▶ _AIM_:
Report all lines from the entries below in which "that" appears.

▶ _TASK MATERIAL_:

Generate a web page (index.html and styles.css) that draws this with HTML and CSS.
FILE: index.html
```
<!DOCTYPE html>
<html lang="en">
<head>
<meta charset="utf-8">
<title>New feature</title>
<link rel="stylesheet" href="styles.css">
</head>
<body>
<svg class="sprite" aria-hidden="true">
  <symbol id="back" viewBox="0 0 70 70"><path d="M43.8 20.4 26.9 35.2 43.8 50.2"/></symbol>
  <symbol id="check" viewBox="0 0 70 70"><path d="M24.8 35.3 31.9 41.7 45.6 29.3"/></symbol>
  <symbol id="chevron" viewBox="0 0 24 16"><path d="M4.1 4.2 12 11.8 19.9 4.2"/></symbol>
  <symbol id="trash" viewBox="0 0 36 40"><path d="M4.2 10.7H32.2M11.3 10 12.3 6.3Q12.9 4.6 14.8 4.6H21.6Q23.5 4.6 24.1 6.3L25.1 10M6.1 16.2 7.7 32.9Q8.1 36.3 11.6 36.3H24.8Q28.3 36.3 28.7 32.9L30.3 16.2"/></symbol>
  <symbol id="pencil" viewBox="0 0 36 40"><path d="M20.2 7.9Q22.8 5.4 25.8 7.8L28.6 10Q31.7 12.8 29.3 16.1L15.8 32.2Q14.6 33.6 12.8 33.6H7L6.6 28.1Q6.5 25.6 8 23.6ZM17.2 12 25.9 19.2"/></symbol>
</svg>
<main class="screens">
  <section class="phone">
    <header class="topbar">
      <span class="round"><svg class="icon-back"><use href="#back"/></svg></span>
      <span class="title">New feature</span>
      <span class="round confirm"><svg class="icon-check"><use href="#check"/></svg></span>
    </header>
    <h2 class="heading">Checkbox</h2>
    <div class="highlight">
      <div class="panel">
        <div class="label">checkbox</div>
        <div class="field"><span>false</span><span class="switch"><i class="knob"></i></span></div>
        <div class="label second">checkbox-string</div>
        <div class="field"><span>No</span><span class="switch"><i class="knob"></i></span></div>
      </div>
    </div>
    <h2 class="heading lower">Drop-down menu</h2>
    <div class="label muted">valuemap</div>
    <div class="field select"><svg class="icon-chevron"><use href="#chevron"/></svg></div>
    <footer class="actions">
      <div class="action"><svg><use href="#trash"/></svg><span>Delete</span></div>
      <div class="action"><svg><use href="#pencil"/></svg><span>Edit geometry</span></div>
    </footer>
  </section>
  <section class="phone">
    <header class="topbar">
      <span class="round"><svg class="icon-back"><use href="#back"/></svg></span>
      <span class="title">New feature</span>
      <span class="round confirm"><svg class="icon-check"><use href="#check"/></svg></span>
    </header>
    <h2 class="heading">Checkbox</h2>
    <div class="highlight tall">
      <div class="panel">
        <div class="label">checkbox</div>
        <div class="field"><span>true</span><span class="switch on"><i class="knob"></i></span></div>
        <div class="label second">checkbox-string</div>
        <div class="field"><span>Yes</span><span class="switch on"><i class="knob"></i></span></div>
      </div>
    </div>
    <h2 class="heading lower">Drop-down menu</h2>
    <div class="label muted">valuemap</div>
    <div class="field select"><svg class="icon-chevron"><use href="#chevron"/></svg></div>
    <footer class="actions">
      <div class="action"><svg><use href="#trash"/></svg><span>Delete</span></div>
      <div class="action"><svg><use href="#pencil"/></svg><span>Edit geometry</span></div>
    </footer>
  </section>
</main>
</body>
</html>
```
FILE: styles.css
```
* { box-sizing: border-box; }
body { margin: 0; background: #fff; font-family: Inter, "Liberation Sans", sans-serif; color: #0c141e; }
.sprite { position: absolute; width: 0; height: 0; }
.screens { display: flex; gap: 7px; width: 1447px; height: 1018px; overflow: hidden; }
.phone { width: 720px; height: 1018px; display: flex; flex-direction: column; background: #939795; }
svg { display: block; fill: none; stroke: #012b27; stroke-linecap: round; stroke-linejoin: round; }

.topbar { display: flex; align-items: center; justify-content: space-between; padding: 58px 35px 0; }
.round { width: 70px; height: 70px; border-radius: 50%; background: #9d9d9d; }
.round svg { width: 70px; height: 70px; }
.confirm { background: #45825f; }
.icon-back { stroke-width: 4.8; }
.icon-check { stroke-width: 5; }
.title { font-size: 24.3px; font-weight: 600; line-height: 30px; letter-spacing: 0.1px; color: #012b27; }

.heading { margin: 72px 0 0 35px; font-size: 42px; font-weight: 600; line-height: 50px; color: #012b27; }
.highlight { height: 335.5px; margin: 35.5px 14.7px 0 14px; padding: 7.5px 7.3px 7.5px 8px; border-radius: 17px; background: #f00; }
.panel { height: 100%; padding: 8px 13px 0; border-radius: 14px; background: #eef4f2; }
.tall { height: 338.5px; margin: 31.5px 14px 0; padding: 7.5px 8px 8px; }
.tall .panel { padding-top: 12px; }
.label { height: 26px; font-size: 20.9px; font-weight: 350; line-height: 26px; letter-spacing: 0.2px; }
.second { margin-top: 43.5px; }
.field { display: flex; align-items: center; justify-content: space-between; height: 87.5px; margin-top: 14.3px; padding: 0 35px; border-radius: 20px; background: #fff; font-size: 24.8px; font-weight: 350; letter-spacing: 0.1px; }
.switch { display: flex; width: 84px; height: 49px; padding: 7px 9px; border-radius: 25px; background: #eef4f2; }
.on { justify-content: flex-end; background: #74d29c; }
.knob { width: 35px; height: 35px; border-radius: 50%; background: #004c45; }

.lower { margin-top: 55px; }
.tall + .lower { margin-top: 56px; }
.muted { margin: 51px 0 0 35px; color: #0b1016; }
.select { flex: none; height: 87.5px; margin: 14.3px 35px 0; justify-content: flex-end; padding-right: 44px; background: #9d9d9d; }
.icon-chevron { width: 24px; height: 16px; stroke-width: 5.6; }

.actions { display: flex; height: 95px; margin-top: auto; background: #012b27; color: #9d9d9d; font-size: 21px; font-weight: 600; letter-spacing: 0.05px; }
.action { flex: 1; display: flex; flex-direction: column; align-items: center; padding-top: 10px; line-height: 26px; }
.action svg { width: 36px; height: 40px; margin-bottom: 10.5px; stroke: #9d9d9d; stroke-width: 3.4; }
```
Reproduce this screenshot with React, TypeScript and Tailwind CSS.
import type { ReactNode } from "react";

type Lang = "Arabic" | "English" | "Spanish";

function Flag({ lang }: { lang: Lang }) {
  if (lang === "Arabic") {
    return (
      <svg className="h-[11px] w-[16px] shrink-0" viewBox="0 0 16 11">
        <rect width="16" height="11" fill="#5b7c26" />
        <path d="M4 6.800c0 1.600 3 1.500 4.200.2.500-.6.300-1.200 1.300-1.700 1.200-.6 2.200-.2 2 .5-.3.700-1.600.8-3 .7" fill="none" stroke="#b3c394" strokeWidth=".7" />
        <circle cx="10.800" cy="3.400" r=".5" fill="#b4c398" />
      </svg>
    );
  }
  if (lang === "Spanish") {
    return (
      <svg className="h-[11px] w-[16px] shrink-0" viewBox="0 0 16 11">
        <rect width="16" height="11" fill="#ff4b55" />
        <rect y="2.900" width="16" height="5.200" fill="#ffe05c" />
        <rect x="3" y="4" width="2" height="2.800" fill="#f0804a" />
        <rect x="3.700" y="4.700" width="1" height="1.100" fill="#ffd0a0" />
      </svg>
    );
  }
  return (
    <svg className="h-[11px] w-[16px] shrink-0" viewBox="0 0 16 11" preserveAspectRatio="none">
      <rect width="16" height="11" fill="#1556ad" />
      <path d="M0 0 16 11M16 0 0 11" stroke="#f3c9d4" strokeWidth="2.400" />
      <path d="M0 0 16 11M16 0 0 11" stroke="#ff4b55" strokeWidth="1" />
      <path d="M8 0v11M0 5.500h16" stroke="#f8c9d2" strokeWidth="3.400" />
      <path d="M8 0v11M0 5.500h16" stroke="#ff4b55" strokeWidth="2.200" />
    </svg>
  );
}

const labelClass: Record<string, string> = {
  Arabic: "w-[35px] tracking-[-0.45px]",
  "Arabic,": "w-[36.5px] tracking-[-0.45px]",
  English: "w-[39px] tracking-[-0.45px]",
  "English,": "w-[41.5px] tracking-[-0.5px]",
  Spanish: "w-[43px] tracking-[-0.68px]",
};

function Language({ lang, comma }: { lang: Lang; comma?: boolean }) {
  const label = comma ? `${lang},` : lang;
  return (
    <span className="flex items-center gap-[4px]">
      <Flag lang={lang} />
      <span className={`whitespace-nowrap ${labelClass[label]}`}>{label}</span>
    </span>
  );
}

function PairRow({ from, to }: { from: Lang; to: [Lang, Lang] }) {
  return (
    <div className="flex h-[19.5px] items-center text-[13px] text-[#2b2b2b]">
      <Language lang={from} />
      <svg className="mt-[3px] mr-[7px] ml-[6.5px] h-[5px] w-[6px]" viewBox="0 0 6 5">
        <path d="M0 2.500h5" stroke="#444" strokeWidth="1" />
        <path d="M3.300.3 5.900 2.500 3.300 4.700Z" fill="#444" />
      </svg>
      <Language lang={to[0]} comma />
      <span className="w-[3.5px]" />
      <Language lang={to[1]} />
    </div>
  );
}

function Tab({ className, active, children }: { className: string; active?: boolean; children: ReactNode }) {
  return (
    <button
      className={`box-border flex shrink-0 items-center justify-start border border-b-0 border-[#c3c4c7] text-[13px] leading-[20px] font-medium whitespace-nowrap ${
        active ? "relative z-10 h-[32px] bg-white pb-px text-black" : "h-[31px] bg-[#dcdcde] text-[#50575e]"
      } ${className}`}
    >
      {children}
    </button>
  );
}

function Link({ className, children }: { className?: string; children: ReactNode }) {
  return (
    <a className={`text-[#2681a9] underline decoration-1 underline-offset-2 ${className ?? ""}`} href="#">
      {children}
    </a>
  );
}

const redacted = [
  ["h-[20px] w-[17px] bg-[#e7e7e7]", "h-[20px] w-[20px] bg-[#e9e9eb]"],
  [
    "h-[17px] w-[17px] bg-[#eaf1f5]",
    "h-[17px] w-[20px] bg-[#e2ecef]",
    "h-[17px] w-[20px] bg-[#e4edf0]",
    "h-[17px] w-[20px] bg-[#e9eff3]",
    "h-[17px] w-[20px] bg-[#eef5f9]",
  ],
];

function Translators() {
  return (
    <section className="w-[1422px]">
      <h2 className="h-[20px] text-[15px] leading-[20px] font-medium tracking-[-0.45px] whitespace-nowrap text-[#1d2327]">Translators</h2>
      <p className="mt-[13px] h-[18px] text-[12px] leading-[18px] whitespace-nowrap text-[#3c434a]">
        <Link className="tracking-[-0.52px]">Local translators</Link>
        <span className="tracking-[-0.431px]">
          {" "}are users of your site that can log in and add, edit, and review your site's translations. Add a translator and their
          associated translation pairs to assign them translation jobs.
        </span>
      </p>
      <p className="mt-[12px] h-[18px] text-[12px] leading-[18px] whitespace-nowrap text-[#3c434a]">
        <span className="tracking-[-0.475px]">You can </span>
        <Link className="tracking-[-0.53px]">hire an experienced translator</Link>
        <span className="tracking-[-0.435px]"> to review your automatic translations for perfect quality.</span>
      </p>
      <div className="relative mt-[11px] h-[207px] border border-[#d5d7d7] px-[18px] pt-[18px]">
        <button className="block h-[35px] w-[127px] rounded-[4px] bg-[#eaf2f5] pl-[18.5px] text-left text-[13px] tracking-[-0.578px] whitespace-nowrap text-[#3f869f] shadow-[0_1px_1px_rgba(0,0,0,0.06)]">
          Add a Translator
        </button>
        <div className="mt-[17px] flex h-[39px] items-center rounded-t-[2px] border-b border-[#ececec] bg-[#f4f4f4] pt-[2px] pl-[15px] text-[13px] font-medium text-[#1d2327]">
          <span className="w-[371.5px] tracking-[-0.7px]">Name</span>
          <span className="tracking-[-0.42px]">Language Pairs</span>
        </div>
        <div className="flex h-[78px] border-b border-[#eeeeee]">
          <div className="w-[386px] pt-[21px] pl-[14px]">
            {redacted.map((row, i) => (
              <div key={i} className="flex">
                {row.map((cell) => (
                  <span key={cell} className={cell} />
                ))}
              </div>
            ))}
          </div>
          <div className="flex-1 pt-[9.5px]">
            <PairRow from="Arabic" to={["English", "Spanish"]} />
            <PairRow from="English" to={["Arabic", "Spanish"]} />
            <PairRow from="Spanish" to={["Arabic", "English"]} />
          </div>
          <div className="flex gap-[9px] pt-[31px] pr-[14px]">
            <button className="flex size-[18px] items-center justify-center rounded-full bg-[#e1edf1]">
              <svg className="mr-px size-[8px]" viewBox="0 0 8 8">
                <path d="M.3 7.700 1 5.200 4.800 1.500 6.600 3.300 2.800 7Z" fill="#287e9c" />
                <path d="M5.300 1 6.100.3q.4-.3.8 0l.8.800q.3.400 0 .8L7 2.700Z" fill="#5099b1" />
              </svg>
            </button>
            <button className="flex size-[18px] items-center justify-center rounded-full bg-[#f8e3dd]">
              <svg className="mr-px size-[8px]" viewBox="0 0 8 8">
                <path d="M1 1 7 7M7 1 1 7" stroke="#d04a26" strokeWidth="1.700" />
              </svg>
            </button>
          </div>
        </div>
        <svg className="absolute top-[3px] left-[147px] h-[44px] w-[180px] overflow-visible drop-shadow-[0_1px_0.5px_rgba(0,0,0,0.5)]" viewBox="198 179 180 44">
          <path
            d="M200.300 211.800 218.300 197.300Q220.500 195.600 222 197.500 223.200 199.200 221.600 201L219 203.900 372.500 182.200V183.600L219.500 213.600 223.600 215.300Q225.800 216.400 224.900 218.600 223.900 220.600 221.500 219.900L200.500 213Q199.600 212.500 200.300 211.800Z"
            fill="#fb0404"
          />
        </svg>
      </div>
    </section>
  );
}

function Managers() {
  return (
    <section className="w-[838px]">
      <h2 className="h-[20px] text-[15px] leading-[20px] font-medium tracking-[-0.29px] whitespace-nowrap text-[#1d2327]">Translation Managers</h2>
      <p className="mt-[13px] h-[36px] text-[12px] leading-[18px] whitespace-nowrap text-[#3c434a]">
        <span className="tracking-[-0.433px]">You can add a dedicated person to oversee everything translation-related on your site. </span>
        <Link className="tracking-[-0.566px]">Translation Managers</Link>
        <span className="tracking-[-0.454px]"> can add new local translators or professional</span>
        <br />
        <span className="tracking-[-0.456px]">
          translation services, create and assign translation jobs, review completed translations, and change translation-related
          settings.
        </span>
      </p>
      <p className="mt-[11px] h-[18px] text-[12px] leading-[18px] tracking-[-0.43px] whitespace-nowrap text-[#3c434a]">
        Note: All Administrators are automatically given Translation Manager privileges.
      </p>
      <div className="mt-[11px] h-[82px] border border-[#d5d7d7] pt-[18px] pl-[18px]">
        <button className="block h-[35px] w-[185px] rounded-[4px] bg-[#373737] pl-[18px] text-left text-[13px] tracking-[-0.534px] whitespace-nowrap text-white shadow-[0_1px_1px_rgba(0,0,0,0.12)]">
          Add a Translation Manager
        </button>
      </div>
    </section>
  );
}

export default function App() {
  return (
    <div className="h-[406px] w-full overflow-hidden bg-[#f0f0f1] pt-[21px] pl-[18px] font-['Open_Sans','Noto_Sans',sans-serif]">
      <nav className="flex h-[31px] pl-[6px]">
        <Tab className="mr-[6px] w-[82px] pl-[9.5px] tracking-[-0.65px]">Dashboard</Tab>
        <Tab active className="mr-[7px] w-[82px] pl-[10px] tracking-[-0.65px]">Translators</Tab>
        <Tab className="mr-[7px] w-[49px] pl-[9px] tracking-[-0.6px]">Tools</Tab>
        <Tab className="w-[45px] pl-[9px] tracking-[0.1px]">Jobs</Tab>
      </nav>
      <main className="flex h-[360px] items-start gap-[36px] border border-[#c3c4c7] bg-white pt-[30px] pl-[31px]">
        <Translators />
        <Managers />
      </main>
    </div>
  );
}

▶ _TASK OUTPUT_:
Generate a web page (index.html and styles.css) that draws this with HTML and CSS.
          {" "}are users of your site that can log in and add, edit, and review your site's translations. Add a translator and their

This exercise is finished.